-- START --

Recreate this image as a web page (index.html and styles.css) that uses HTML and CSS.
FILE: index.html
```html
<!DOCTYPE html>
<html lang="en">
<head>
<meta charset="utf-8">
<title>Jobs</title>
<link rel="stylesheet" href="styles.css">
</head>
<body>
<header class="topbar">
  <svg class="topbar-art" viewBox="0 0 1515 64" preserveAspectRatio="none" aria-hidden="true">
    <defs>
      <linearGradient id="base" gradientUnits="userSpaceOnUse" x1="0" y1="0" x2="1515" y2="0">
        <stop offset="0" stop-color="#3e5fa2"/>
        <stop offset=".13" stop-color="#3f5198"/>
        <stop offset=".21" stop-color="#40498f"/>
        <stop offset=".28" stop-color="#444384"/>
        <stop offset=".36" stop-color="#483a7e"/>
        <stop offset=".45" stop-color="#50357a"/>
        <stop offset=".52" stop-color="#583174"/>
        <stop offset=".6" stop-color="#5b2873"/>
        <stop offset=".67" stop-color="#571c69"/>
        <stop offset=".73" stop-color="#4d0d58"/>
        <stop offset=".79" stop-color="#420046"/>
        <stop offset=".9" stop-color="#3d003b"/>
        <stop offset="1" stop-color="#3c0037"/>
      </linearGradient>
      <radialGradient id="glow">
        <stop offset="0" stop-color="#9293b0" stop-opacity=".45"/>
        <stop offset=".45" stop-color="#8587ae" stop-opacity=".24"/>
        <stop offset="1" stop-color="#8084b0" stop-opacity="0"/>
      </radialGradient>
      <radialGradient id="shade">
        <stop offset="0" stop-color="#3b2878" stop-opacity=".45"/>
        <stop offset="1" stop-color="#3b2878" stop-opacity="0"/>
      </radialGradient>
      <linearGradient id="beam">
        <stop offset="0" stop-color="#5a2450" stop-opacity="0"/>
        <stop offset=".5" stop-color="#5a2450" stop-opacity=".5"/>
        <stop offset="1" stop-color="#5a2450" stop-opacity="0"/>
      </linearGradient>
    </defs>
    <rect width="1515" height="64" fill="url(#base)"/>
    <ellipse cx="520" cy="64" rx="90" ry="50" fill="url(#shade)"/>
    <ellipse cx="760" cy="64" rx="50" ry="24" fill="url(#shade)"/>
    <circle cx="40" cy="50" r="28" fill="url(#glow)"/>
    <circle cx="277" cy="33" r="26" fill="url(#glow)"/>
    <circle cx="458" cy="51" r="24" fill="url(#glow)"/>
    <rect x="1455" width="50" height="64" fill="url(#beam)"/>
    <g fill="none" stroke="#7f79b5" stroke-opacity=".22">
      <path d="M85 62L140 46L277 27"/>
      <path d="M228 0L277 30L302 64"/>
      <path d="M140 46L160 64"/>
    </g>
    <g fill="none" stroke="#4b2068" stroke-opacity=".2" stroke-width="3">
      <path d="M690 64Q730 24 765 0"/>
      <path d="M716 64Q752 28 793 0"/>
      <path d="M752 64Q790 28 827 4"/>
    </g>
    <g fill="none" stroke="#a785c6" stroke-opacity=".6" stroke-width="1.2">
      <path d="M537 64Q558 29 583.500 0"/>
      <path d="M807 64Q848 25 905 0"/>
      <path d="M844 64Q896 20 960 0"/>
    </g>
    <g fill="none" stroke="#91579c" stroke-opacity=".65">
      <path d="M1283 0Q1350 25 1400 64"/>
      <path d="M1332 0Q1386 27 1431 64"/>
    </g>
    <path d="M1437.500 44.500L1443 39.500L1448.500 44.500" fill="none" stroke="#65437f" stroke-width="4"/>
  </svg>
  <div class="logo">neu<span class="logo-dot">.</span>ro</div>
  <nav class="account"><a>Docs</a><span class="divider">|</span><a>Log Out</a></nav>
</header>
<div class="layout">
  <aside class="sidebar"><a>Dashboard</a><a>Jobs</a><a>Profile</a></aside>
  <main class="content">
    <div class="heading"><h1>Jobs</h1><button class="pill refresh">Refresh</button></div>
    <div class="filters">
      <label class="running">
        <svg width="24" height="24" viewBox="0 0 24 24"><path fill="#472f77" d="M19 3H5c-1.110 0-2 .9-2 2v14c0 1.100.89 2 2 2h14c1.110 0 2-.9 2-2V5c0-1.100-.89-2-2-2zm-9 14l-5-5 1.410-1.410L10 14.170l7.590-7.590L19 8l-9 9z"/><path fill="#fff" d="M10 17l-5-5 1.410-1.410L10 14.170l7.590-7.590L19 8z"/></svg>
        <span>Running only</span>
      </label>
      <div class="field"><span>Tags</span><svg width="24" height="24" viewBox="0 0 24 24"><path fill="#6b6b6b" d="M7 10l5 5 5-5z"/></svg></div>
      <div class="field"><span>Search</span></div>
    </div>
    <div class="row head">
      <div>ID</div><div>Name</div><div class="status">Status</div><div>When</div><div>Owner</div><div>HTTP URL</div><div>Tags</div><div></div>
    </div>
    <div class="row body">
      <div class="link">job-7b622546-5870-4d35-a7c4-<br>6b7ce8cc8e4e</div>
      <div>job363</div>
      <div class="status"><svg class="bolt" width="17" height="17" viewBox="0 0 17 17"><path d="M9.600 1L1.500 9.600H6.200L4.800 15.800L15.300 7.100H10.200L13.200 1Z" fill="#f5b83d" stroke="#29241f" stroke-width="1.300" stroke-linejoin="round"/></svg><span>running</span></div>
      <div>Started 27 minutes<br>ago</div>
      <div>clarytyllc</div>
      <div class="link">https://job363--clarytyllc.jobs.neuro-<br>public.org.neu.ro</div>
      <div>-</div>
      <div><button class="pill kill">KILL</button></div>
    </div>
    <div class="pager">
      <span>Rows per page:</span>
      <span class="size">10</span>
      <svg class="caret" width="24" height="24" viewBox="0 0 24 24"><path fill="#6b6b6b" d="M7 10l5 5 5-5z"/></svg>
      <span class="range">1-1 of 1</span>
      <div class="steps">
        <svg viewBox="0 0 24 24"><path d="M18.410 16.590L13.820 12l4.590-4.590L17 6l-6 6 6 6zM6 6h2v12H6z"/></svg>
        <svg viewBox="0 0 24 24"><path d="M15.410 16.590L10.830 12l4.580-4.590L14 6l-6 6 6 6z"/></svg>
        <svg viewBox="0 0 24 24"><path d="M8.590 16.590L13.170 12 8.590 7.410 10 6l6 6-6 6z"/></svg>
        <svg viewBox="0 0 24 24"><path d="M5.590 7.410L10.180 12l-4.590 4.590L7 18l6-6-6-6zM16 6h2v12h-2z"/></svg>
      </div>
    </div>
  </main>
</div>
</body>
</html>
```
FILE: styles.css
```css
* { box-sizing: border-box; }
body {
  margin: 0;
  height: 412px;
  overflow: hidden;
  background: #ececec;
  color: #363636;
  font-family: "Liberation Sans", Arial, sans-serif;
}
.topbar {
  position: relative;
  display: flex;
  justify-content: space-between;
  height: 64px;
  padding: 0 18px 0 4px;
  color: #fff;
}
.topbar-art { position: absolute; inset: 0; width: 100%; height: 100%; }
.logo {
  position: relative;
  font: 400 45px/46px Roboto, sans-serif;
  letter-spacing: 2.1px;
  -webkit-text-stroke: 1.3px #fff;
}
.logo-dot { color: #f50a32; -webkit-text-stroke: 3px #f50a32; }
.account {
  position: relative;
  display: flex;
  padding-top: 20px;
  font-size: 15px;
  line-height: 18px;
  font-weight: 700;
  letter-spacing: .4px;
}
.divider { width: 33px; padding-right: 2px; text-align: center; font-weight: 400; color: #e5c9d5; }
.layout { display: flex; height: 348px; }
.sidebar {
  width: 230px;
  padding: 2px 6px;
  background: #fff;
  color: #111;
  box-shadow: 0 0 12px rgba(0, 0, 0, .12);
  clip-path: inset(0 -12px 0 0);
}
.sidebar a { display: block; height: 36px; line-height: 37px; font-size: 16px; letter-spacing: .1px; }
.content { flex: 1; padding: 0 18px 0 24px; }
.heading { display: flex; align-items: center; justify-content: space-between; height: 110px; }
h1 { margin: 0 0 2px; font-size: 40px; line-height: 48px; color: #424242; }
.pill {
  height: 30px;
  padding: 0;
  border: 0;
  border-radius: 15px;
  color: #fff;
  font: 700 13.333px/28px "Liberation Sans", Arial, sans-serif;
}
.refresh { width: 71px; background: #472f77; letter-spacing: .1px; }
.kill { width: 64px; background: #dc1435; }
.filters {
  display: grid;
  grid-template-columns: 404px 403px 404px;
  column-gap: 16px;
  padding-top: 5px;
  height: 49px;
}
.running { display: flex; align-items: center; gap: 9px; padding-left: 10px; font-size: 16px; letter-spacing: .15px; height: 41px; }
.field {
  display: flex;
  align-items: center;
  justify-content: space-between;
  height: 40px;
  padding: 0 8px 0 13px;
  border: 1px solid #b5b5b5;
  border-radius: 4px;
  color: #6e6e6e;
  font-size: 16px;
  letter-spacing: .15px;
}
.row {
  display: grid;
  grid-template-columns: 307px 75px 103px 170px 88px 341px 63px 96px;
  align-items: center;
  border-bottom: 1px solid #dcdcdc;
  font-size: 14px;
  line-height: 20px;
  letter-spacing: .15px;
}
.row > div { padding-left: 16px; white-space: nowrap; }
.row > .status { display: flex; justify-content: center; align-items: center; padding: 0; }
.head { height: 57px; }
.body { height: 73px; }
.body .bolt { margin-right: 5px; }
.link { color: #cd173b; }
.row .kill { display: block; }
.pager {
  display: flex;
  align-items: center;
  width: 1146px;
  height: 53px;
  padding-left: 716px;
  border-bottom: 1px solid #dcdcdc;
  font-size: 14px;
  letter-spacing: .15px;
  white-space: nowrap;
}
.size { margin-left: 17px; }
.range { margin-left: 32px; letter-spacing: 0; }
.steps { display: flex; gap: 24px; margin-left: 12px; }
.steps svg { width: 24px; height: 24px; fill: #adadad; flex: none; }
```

-- END --

#### Given task:
Pull out every line in the data above that has the word "index".

#### Task output:
Recreate this image as a web page (index.html and styles.css) that uses HTML and CSS.
FILE: index.html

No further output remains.